▶ **What needs to be done**
Find the line containing "Emit a component" and copy it exactly, along with every line after it up to and including the line containing "import React from". Copy nothing else.

▶ **Data entries**
======

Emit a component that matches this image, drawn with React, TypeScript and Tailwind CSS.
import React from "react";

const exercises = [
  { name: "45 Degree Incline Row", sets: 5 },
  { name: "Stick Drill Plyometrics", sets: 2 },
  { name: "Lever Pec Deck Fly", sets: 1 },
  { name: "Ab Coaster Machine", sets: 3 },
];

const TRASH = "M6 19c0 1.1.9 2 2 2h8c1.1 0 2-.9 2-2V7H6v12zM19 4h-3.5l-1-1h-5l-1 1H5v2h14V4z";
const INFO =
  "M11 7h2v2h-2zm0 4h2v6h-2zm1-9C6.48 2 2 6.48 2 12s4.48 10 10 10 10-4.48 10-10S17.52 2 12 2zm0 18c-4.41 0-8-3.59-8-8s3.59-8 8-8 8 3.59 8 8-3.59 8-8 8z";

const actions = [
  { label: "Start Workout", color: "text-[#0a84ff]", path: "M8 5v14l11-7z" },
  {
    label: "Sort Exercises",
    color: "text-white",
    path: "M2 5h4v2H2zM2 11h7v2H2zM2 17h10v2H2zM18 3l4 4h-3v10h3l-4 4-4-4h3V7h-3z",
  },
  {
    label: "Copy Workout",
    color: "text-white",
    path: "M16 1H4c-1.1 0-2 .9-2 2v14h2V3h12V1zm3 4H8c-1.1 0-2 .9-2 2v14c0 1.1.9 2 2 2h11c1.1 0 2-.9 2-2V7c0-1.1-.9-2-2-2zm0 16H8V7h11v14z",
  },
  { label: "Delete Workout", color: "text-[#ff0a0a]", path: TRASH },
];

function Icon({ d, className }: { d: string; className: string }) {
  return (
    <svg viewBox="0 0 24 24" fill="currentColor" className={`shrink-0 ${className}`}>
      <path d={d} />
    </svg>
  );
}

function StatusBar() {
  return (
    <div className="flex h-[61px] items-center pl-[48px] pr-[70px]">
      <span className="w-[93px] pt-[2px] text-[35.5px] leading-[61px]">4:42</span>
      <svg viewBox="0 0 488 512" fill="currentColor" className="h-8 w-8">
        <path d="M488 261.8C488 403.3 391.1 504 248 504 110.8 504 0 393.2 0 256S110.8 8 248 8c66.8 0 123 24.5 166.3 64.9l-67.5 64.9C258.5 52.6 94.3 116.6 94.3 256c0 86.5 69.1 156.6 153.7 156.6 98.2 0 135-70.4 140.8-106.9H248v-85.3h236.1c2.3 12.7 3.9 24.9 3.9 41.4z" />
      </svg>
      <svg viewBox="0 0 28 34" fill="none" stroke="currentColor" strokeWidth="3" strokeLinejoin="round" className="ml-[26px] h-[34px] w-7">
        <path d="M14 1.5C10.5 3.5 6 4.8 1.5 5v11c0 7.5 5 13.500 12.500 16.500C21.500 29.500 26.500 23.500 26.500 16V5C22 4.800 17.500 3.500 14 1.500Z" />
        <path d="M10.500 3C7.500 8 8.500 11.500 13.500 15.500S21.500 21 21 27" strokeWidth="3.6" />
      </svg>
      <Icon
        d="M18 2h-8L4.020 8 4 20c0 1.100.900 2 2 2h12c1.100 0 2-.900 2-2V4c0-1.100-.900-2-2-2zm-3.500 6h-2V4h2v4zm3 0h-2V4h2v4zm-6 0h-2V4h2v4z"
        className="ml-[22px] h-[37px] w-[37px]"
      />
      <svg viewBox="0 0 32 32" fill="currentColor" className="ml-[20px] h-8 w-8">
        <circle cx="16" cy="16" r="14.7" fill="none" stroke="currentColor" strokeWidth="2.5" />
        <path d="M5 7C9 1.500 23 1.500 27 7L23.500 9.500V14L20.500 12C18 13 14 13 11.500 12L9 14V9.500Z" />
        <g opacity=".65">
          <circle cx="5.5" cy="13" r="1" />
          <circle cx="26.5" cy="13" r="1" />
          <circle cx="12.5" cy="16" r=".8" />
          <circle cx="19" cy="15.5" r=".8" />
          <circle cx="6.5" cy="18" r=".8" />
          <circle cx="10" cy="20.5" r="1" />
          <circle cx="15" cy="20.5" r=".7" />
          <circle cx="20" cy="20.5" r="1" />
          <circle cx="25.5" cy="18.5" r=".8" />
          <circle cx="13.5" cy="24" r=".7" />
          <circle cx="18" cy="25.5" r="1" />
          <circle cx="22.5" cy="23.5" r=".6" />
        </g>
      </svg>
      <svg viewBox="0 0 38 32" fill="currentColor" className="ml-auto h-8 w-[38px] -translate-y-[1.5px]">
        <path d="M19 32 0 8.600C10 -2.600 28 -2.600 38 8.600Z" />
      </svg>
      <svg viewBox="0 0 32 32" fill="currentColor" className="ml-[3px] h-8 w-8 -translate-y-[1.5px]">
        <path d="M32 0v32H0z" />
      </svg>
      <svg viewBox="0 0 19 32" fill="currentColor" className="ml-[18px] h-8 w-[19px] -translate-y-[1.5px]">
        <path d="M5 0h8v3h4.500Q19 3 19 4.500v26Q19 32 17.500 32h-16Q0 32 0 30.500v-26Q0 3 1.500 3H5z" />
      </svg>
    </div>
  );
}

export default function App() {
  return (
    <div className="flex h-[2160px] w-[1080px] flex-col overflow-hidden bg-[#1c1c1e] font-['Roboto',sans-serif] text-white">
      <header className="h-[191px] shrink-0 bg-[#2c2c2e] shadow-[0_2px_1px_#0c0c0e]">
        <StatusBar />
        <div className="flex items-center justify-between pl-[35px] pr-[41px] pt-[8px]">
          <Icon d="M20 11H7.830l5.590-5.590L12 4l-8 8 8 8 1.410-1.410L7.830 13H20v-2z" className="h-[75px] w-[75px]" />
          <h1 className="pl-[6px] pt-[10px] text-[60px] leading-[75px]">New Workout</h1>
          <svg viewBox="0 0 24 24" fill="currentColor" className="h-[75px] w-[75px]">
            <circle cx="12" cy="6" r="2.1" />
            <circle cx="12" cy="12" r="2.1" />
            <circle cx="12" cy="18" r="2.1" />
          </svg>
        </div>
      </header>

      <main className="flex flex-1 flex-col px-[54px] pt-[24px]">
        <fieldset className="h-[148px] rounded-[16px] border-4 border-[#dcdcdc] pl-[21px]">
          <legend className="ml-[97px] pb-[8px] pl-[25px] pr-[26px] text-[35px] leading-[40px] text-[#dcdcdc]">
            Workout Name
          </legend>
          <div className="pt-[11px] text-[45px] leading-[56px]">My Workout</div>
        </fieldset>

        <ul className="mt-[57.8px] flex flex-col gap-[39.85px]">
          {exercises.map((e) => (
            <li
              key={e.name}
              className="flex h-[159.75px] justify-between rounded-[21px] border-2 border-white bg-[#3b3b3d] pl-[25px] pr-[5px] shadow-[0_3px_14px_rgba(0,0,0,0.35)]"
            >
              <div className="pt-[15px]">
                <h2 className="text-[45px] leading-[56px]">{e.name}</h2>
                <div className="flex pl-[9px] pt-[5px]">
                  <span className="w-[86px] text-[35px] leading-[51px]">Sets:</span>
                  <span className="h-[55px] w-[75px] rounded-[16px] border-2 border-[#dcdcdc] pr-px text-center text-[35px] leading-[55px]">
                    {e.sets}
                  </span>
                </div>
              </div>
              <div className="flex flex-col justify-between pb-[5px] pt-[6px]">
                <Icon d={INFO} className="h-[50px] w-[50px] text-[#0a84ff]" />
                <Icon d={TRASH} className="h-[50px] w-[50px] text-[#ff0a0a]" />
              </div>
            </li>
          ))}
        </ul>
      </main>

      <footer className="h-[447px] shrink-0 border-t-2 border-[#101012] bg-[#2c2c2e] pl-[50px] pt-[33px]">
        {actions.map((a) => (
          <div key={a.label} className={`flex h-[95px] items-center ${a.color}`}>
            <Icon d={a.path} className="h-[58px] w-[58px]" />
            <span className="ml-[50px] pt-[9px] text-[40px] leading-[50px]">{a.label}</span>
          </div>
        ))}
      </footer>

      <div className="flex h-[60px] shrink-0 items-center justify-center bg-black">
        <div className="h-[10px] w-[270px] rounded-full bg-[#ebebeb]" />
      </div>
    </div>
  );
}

======

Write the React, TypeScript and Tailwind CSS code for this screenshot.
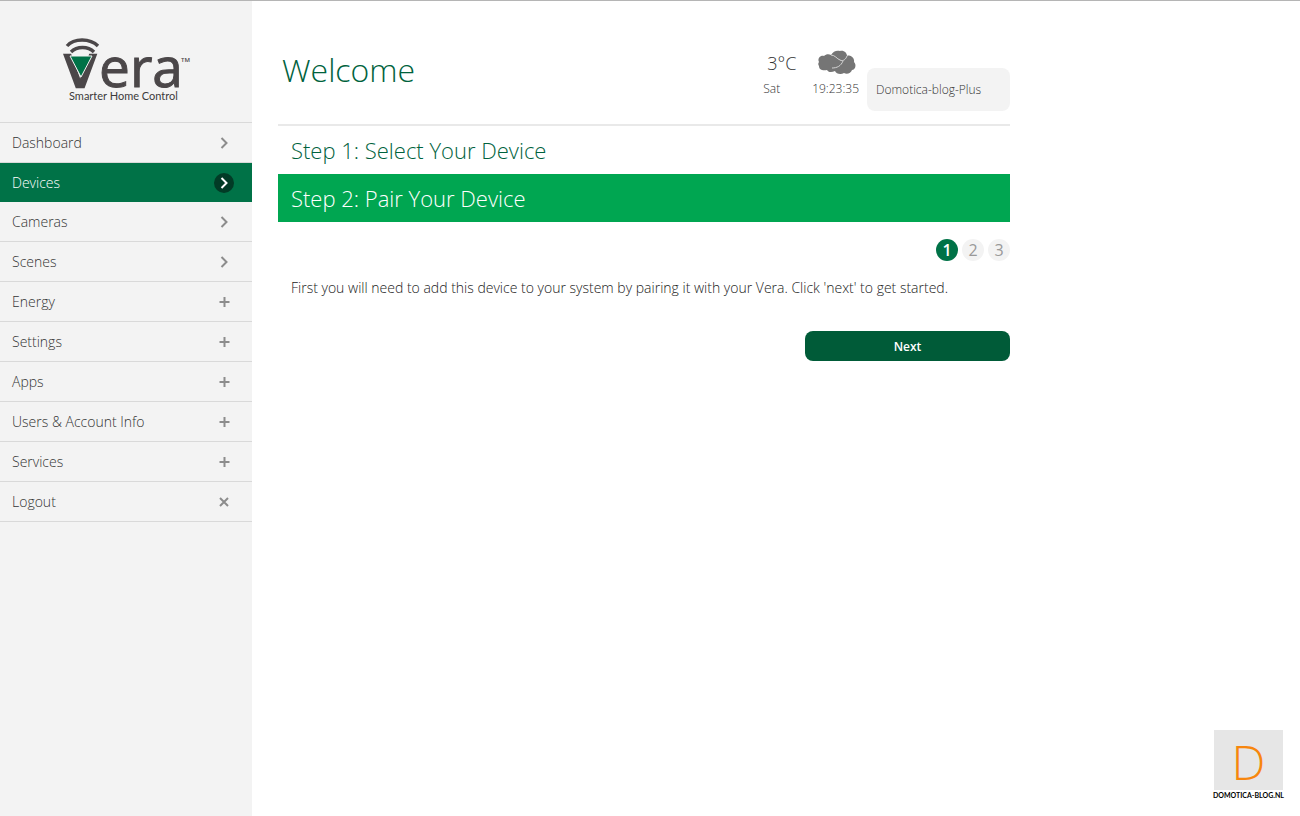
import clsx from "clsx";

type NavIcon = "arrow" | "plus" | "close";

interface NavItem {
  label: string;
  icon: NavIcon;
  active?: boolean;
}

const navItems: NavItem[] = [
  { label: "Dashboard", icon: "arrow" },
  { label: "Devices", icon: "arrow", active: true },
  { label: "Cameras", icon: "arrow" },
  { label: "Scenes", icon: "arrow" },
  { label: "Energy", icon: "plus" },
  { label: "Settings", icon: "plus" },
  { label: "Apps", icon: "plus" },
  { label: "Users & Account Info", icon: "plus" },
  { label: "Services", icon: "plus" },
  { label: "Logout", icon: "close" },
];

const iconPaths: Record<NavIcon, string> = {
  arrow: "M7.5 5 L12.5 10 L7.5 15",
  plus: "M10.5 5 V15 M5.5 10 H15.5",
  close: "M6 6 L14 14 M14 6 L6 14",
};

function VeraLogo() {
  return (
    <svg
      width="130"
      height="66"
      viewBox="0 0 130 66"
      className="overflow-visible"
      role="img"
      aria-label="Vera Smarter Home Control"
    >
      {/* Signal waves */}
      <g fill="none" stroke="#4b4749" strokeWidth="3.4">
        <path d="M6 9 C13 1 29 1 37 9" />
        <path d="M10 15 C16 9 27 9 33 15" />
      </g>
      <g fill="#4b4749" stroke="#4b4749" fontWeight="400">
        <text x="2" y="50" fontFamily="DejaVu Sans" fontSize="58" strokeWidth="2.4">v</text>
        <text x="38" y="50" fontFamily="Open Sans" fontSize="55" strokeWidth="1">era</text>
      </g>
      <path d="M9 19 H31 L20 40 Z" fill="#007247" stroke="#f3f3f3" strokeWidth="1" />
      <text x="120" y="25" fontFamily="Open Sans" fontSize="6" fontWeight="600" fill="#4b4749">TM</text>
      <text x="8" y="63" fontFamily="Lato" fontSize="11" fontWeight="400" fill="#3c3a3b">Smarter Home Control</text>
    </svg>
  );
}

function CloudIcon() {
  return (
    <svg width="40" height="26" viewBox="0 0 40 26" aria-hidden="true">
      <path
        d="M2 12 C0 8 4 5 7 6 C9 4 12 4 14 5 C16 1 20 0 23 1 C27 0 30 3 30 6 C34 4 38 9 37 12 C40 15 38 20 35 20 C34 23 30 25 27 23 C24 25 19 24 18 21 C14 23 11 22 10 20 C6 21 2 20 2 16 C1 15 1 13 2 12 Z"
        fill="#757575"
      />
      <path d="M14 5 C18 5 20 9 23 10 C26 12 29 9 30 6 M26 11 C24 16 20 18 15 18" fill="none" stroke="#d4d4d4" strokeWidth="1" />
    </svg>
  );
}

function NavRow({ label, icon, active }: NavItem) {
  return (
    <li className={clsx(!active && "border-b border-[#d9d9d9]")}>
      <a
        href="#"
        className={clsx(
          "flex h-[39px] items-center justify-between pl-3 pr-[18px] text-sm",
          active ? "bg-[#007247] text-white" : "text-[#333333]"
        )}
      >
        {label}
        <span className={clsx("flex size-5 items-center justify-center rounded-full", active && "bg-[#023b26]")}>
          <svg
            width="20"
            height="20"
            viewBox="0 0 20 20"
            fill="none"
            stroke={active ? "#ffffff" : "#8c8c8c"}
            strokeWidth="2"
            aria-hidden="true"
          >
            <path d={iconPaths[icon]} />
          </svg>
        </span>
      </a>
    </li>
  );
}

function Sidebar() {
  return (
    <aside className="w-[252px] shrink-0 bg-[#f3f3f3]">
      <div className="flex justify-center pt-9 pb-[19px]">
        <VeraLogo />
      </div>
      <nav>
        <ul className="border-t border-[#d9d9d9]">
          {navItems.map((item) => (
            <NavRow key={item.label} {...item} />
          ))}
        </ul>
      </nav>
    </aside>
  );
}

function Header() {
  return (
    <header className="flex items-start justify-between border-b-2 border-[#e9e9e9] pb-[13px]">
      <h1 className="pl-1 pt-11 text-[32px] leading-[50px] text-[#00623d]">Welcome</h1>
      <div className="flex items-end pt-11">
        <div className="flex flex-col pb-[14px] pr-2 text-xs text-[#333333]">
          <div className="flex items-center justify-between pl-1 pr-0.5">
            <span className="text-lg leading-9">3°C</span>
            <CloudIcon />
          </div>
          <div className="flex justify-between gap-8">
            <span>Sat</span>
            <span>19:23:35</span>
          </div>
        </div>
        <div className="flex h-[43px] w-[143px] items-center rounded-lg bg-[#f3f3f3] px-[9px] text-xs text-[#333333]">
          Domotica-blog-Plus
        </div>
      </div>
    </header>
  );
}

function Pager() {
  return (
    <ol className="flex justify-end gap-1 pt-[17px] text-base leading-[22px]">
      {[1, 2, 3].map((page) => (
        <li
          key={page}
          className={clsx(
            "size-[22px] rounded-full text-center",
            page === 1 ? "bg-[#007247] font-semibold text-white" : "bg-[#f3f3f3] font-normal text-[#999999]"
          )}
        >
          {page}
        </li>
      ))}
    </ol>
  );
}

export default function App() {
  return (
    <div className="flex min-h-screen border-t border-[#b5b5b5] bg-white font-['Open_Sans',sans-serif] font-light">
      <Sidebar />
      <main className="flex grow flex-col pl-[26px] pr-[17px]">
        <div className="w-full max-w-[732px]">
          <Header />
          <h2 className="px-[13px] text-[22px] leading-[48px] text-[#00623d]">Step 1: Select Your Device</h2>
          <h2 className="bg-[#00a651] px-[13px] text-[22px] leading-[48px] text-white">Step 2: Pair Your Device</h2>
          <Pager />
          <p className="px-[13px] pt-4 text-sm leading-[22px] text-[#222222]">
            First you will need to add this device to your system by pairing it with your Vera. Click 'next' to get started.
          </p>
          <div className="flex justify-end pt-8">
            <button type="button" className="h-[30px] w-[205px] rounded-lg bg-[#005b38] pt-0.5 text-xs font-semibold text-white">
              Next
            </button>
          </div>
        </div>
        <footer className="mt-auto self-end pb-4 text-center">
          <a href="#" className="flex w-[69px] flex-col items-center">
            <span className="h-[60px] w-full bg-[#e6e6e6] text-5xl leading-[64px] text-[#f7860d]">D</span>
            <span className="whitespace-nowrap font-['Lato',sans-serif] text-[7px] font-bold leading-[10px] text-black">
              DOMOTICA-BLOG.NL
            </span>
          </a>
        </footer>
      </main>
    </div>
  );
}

======

▶ **Solution**
Emit a component that matches this image, drawn with React, TypeScript and Tailwind CSS.
import React from "react";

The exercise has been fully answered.